Alioto, Judge Tigar said, “had an obligation to vigorously represent class members” in the left-out states. Lead class counsel had said that excluding the three states was fair to their residents because their claims were “worthless,” and thus there’s no conflict, according to the ruling.
“That argument does not explain, however, how negotiating a release of those class members’ claims can be squared with the duty of zealous advocacy to all members of the class,” said the judge, who stated that he hasn’t yet reached any conclusion about appointing separate counsel.
The indirect buyers say they have resolved the appeals of four of the original seven groups of objectors and that three remain. Those outstanding objectors argued last month, however, that the “paltry” $6 million carveout seeks to “impose a constitutionally deficient and unfair settlement” on them. They said the three states’ real claims actually total $283 million.
Alioto did not immediately respond to a press inquiry late Thursday.
An attorney for the objectors, Robert Bonsignore of Bonsignore Trial Lawyers PLLC, praised the judge Thursday for admitting his mistake.
“The district court showed great judgment and strength in evaluating what had transpired to date. And came down with a very strong ruling that was correct,” Bonsignore told Law360. “It’s exactly what we’ve been saying all along. It’s exactly what we told the appeals court.”
The objectors are represented by John Crabtree of Crabtree & Auslander LLC, Robert Bonsignore of Bonsignore Trial Lawyers PLLC and Polly Estes of Estes Law Group.
The indirect purchasers are represented by Mario Alioto, Joseph Patane and Lauren C. Capurro of Trump Alioto Trump & Prescott LLP.

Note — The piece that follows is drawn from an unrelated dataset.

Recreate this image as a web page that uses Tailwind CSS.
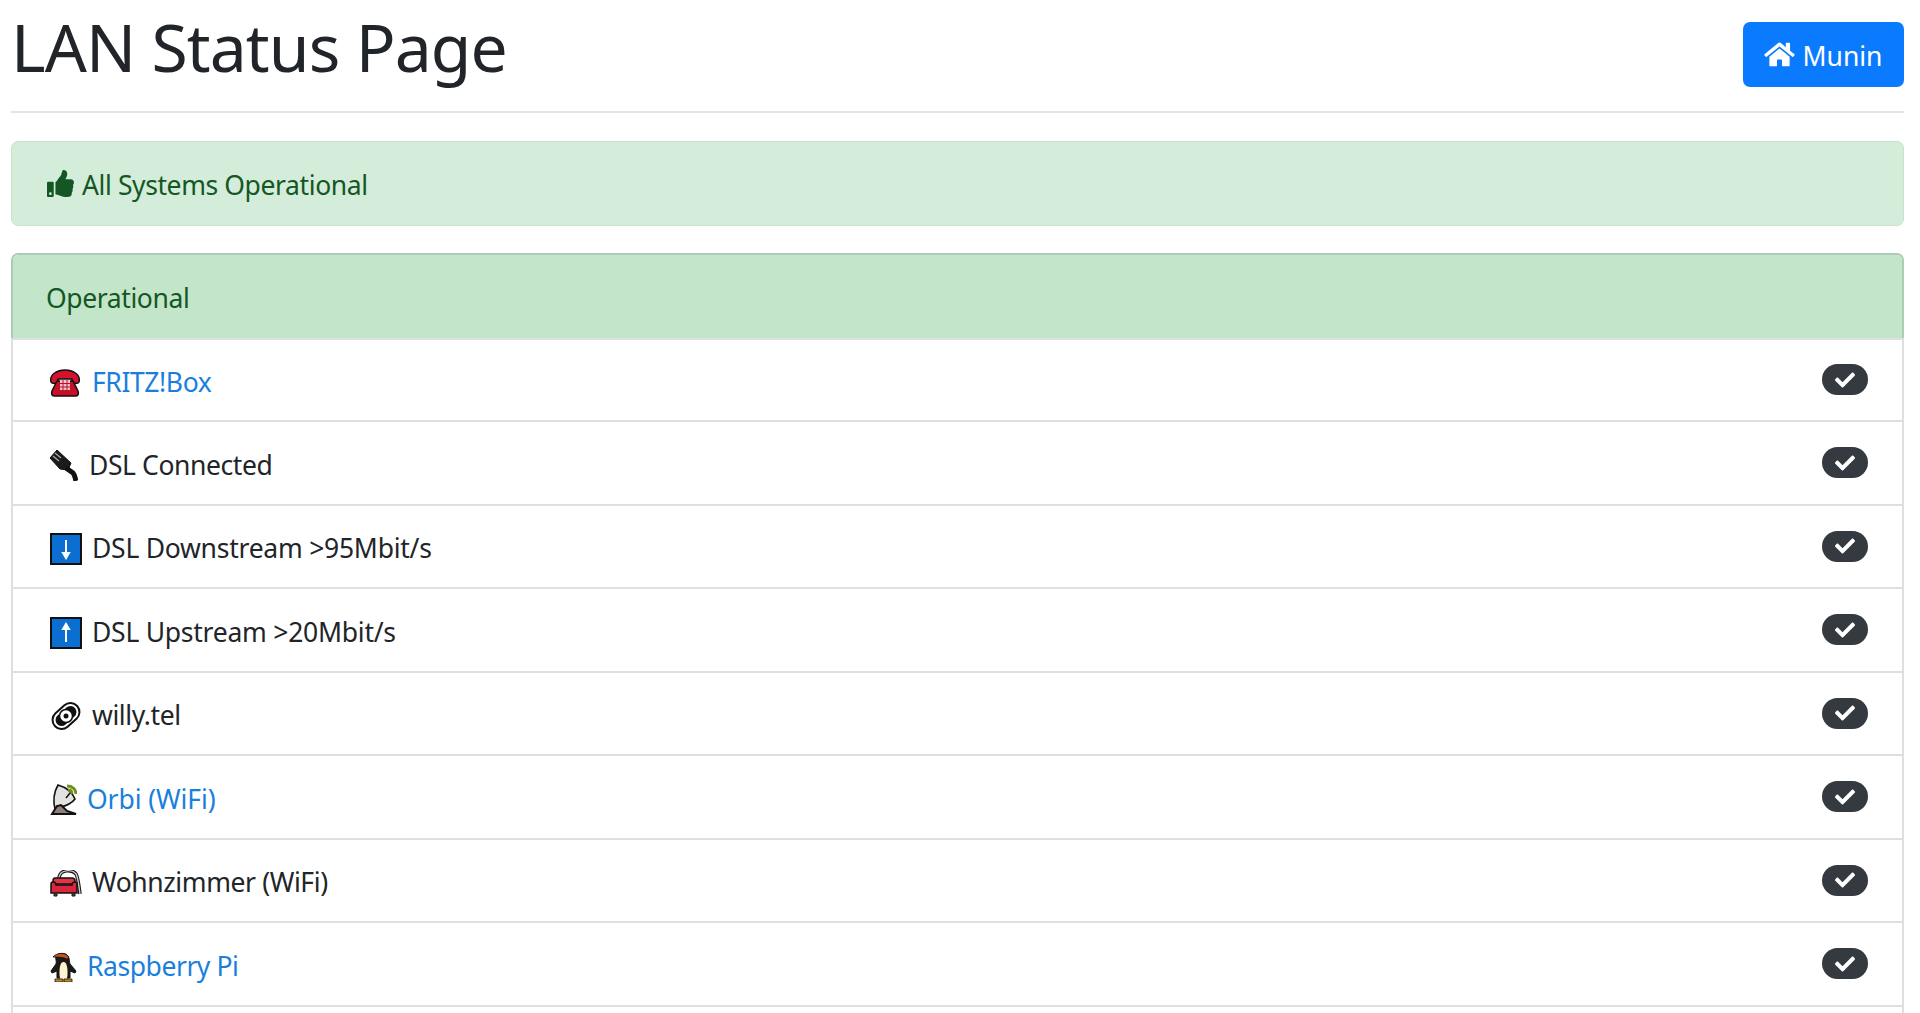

The appellate cases are Indirect Purchaser Plaintiffs v. John Finn et al., case numbers 16-16368, 16-16371, 16-16373, 16-16374, 16-16377, 16-16378, 16-16379, 16-16399 and 16-16400, in the U.S. Court of Appeals for the Ninth Circuit. The underlying case is MDL No. 1917 In re: Cathode Ray Tube (CRT) Antitrust Litigation, case number 3:07-cv-05944, in the U.S. District Court for the Northern District of California.